§ **GOAL**
Below is a listing to write out in full, exactly as given, without its pictures.

§ **ENTRIES SHOWN**

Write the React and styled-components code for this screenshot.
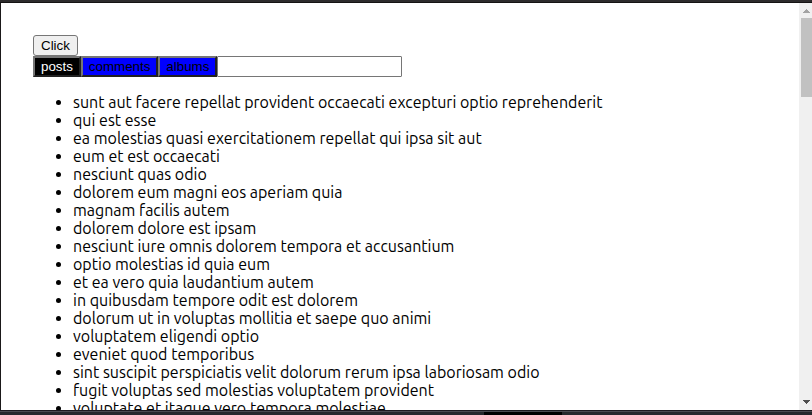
import React, { useState } from "react";
import styled, { createGlobalStyle } from "styled-components";

const GlobalStyle = createGlobalStyle`
  * { box-sizing: border-box; }
  body { margin: 0; background: #fff; }
`;

const Window = styled.div`
  display: flex;
  flex-direction: column;
  height: 100vh;
  overflow: hidden;
  color: #000;
  font-family: Ubuntu, "Noto Sans", sans-serif;
  font-size: 16px;
  line-height: 18px;
`;

const TopEdge = styled.div`
  flex: none;
  height: 3px;
  background: #2d2b2c;
  border-bottom: 1px solid #151314;
`;

const BottomEdge = styled.div`
  flex: none;
  display: grid;
  grid-template-columns: 484fr 78fr 250fr;
  height: 5px;
  background: #26282c;
  border-top: 1px solid #1c1a1f;
  box-shadow: inset 0 1px #4a4a50;
  padding-top: 1px;
`;

const Dock = styled.div`
  grid-column: 2;
  background: #000;
`;

const Viewport = styled.div`
  flex: 1;
  min-height: 0;
  display: flex;
  border-left: 1px solid #1a1819;
`;

const Page = styled.main`
  flex: 1;
  min-width: 0;
  overflow: hidden;
  padding: 32px;
`;

const Row = styled.div`
  display: flex;
`;

const ClickButton = styled.button`
  height: 21px;
  padding: 1px 7px;
  font-family: "Liberation Sans", Arial, sans-serif;
  color: #000;
  background: #efefef;
  border: 1px solid #767676;
  border-radius: 3px;
`;

const TabButton = styled.button`
  height: 21px;
  padding: 1px 6px;
  font-family: "Liberation Sans", Arial, sans-serif;
  color: ${(p) => (p.$active ? "#fff" : "#000")};
  background: ${(p) => (p.$active ? "#000" : "#00f")};
  border: 2px solid;
  border-color: #767676 #212121 #212121 #767676;
  border-radius: 0;
`;

const TextBox = styled.input`
  width: 185px;
  height: 21px;
  padding: 1px 2px;
  font-family: "Liberation Sans", Arial, sans-serif;
  background: #fff;
  border: 1px solid #767676;
  border-radius: 1px;
`;

const List = styled.ul`
  margin: 16px 0;
  padding-left: 40px;
`;

const ScrollTrack = styled.div`
  flex: none;
  width: 13px;
  display: flex;
  flex-direction: column;
  background: #f0f0f0;
`;

const ScrollArrow = styled.svg`
  flex: none;
  display: block;
  width: 13px;
  height: 15px;
`;

const ScrollRoom = styled.div`
  flex: 1;
  padding-left: 2px;
`;

const ScrollThumb = styled.div`
  height: 21%;
  background: #c1c1c1;
`;

const tabs = ["posts", "comments", "albums"];

const titles = [
  "sunt aut facere repellat provident occaecati excepturi optio reprehenderit",
  "qui est esse",
  "ea molestias quasi exercitationem repellat qui ipsa sit aut",
  "eum et est occaecati",
  "nesciunt quas odio",
  "dolorem eum magni eos aperiam quia",
  "magnam facilis autem",
  "dolorem dolore est ipsam",
  "nesciunt iure omnis dolorem tempora et accusantium",
  "optio molestias id quia eum",
  "et ea vero quia laudantium autem",
  "in quibusdam tempore odit est dolorem",
  "dolorum ut in voluptas mollitia et saepe quo animi",
  "voluptatem eligendi optio",
  "eveniet quod temporibus",
  "sint suscipit perspiciatis velit dolorum rerum ipsa laboriosam odio",
  "fugit voluptas sed molestias voluptatem provident",
  "voluptate et itaque vero tempora molestiae",
];

export default function App() {
  const [type, setType] = useState("posts");
  const [title, setTitle] = useState("");
  const [shown, setShown] = useState(true);

  return (
    <>
      <GlobalStyle />
      <Window>
        <TopEdge />
        <Viewport>
          <Page>
            <Row>
              <ClickButton type="button" onClick={() => setShown(!shown)}>
                Click
              </ClickButton>
            </Row>
            {shown && (
              <>
                <Row>
                  {tabs.map((tab) => (
                    <TabButton
                      key={tab}
                      type="button"
                      $active={tab === type}
                      aria-pressed={tab === type}
                      onClick={() => setType(tab)}
                    >
                      {tab}
                    </TabButton>
                  ))}
                  <TextBox
                    type="text"
                    aria-label="Title"
                    value={title}
                    onChange={(e) => setTitle(e.target.value)}
                  />
                </Row>
                <List>
                  {titles.map((text) => (
                    <li key={text}>{text}</li>
                  ))}
                </List>
              </>
            )}
          </Page>
          <ScrollTrack aria-hidden="true">
            <ScrollArrow viewBox="0 0 13 15" shapeRendering="crispEdges">
              <path d="M7 6h1v1h1v1h1v1h1v1H4V9h1V8h1V7h1z" fill="#a3a3a3" />
            </ScrollArrow>
            <ScrollRoom>
              <ScrollThumb />
            </ScrollRoom>
            <ScrollArrow viewBox="0 0 13 15" shapeRendering="crispEdges">
              <path d="M4 5h7v1h-1v1H9v1H8v1H7V8H6V7H5V6H4z" fill="#505050" />
            </ScrollArrow>
          </ScrollTrack>
        </Viewport>
        <BottomEdge>
          <Dock />
        </BottomEdge>
      </Window>
    </>
  );
}
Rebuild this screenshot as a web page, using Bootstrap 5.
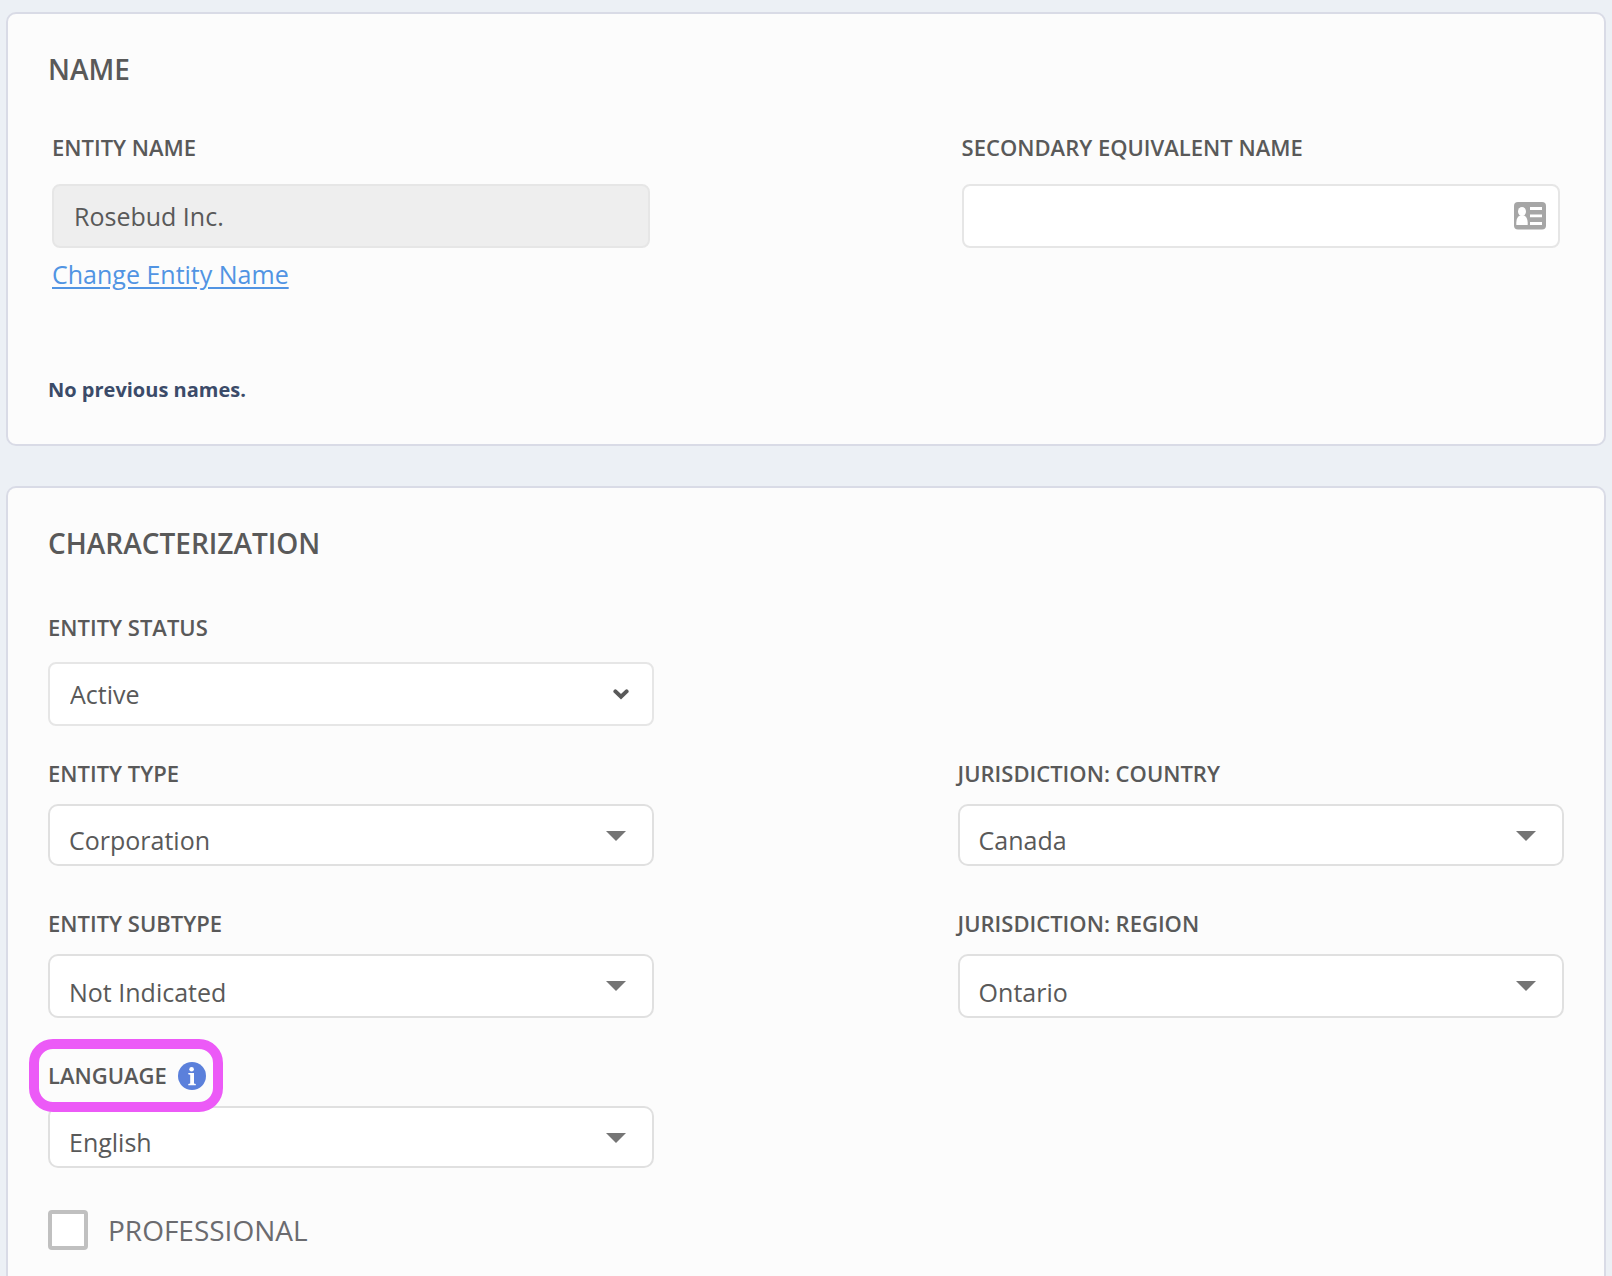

§ **EXPECTED ANSWER**
Write the React and styled-components code for this screenshot.
import React, { useState } from "react";
import styled, { createGlobalStyle } from "styled-components";

const GlobalStyle = createGlobalStyle`
  * { box-sizing: border-box; }
  body { margin: 0; background: #fff; }
`;

const Window = styled.div`
  display: flex;
  flex-direction: column;
  height: 100vh;
  overflow: hidden;
  color: #000;
  font-family: Ubuntu, "Noto Sans", sans-serif;
  font-size: 16px;
  line-height: 18px;
`;

const TopEdge = styled.div`
  flex: none;
  height: 3px;
  background: #2d2b2c;
  border-bottom: 1px solid #151314;
`;

const BottomEdge = styled.div`
  flex: none;
  display: grid;
  grid-template-columns: 484fr 78fr 250fr;
  height: 5px;
  background: #26282c;
  border-top: 1px solid #1c1a1f;
  box-shadow: inset 0 1px #4a4a50;
  padding-top: 1px;
`;

const Dock = styled.div`
  grid-column: 2;
  background: #000;
`;

const Viewport = styled.div`
  flex: 1;
  min-height: 0;
  display: flex;
  border-left: 1px solid #1a1819;
`;

const Page = styled.main`
  flex: 1;
  min-width: 0;
  overflow: hidden;
  padding: 32px;
`;

const Row = styled.div`
  display: flex;
`;

const ClickButton = styled.button`
  height: 21px;
  padding: 1px 7px;
  font-family: "Liberation Sans", Arial, sans-serif;
  color: #000;
  background: #efefef;
  border: 1px solid #767676;
  border-radius: 3px;
`;

const TabButton = styled.button`
  height: 21px;
  padding: 1px 6px;
  font-family: "Liberation Sans", Arial, sans-serif;
  color: ${(p) => (p.$active ? "#fff" : "#000")};
  background: ${(p) => (p.$active ? "#000" : "#00f")};
  border: 2px solid;
  border-color: #767676 #212121 #212121 #767676;
  border-radius: 0;
`;

const TextBox = styled.input`
  width: 185px;
  height: 21px;
  padding: 1px 2px;
  font-family: "Liberation Sans", Arial, sans-serif;
  background: #fff;
  border: 1px solid #767676;
  border-radius: 1px;
`;

const List = styled.ul`
  margin: 16px 0;
  padding-left: 40px;
`;

const ScrollTrack = styled.div`
  flex: none;
  width: 13px;
  display: flex;
  flex-direction: column;
  background: #f0f0f0;
`;

const ScrollArrow = styled.svg`
  flex: none;
  display: block;
  width: 13px;
  height: 15px;
`;

const ScrollRoom = styled.div`
  flex: 1;
  padding-left: 2px;
`;

const ScrollThumb = styled.div`
  height: 21%;
  background: #c1c1c1;
`;

const tabs = ["posts", "comments", "albums"];

const titles = [
  "sunt aut facere repellat provident occaecati excepturi optio reprehenderit",
  "qui est esse",
  "ea molestias quasi exercitationem repellat qui ipsa sit aut",
  "eum et est occaecati",
  "nesciunt quas odio",
  "dolorem eum magni eos aperiam quia",
  "magnam facilis autem",
  "dolorem dolore est ipsam",
  "nesciunt iure omnis dolorem tempora et accusantium",
  "optio molestias id quia eum",
  "et ea vero quia laudantium autem",
  "in quibusdam tempore odit est dolorem",
  "dolorum ut in voluptas mollitia et saepe quo animi",
  "voluptatem eligendi optio",
  "eveniet quod temporibus",
  "sint suscipit perspiciatis velit dolorum rerum ipsa laboriosam odio",
  "fugit voluptas sed molestias voluptatem provident",
  "voluptate et itaque vero tempora molestiae",
];

export default function App() {
  const [type, setType] = useState("posts");
  const [title, setTitle] = useState("");
  const [shown, setShown] = useState(true);

  return (
    <>
      <GlobalStyle />
      <Window>
        <TopEdge />
        <Viewport>
          <Page>
            <Row>
              <ClickButton type="button" onClick={() => setShown(!shown)}>
                Click
              </ClickButton>
            </Row>
            {shown && (
              <>
                <Row>
                  {tabs.map((tab) => (
                    <TabButton
                      key={tab}
                      type="button"
                      $active={tab === type}
                      aria-pressed={tab === type}
                      onClick={() => setType(tab)}
                    >
                      {tab}
                    </TabButton>
                  ))}
                  <TextBox
                    type="text"
                    aria-label="Title"
                    value={title}
                    onChange={(e) => setTitle(e.target.value)}
                  />
                </Row>
                <List>
                  {titles.map((text) => (
                    <li key={text}>{text}</li>
                  ))}
                </List>
              </>
            )}
          </Page>
          <ScrollTrack aria-hidden="true">
            <ScrollArrow viewBox="0 0 13 15" shapeRendering="crispEdges">
              <path d="M7 6h1v1h1v1h1v1h1v1H4V9h1V8h1V7h1z" fill="#a3a3a3" />
            </ScrollArrow>
            <ScrollRoom>
              <ScrollThumb />
            </ScrollRoom>
            <ScrollArrow viewBox="0 0 13 15" shapeRendering="crispEdges">
              <path d="M4 5h7v1h-1v1H9v1H8v1H7V8H6V7H5V6H4z" fill="#505050" />
            </ScrollArrow>
          </ScrollTrack>
        </Viewport>
        <BottomEdge>
          <Dock />
        </BottomEdge>
      </Window>
    </>
  );
}
Rebuild this screenshot as a web page, using Bootstrap 5.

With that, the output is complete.